Stabilizing First-Lien Yields

Stable. Despite massive NII compression, the core portfolio's weighted average total yield at fair value held flat sequentially at 11.1%. With 89.3% of the debt portfolio anchored in first-lien investments and 100% of floating rate loans protected by reference rate floors, the floor on asset yields appears to have been reached.

Other KPIs

Total Investment Income (26Q1)$93.4 million

Decelerating. This is a severe 20% drop year-over-year from $116.3 million in 25Q1, and down from $108.2 million in 25Q4. The decline is directly tied to the decrease in reference rates eating into the floating-rate heavy portfolio.

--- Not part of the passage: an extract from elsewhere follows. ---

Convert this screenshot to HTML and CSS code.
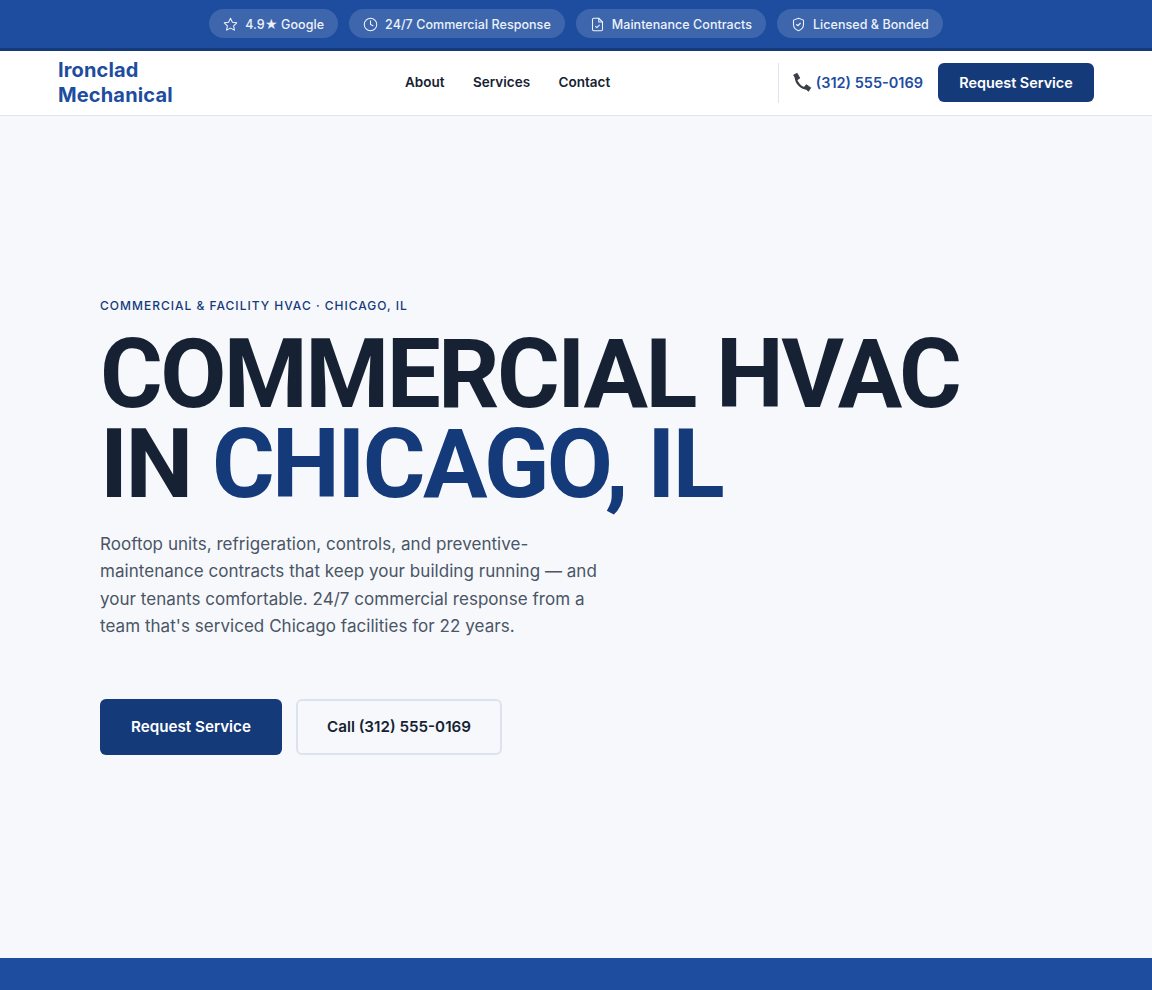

Debt-to-Equity Ratio (26Q1)1.18x

Accelerating upwards. Leverage jumped from 1.10x at the end of 25Q4. While management traditionally targets the 0.90x-1.25x range, this increase was not driven by productive portfolio growth, but rather by the denominator shrinking due to NAV decay.

Guidance

26Q2 Base Dividend Per Share$0.42

Reversing. The Board slashed the base dividend from the $0.46 level that had been held consistently throughout 2025. The new $0.42 rate exactly matches Q1's Net Investment Income, indicating management does not see an immediate bounce-back in earnings power and is prioritizing sustainability.

Key Questions

Equity Portfolio Markdowns

The $0.18 per share markdown in the equity portfolio—is this primarily the software/AI valuation multiple compression you warned about in late 2025, or are there idiosyncratic misses driving this?

Dividend Margin of Safety

With Net Investment Income falling to $0.42, exactly matching the newly cut base dividend, what levers remain to protect the dividend if reference rates or portfolio yields compress further?

Non-Accrual Spike

Non-accruals doubled from 0.6% to 1.4% of fair value. What specific sectors or vintage years drove the new addition, and are you seeing similar leading indicators of distress elsewhere in the book?

Spread Widening Outlook

You recorded a $0.40 per share hit from credit spread widening in the broader market. Do you view this as a temporary dislocation creating an immediate buying opportunity, or a structural repricing of private credit risk?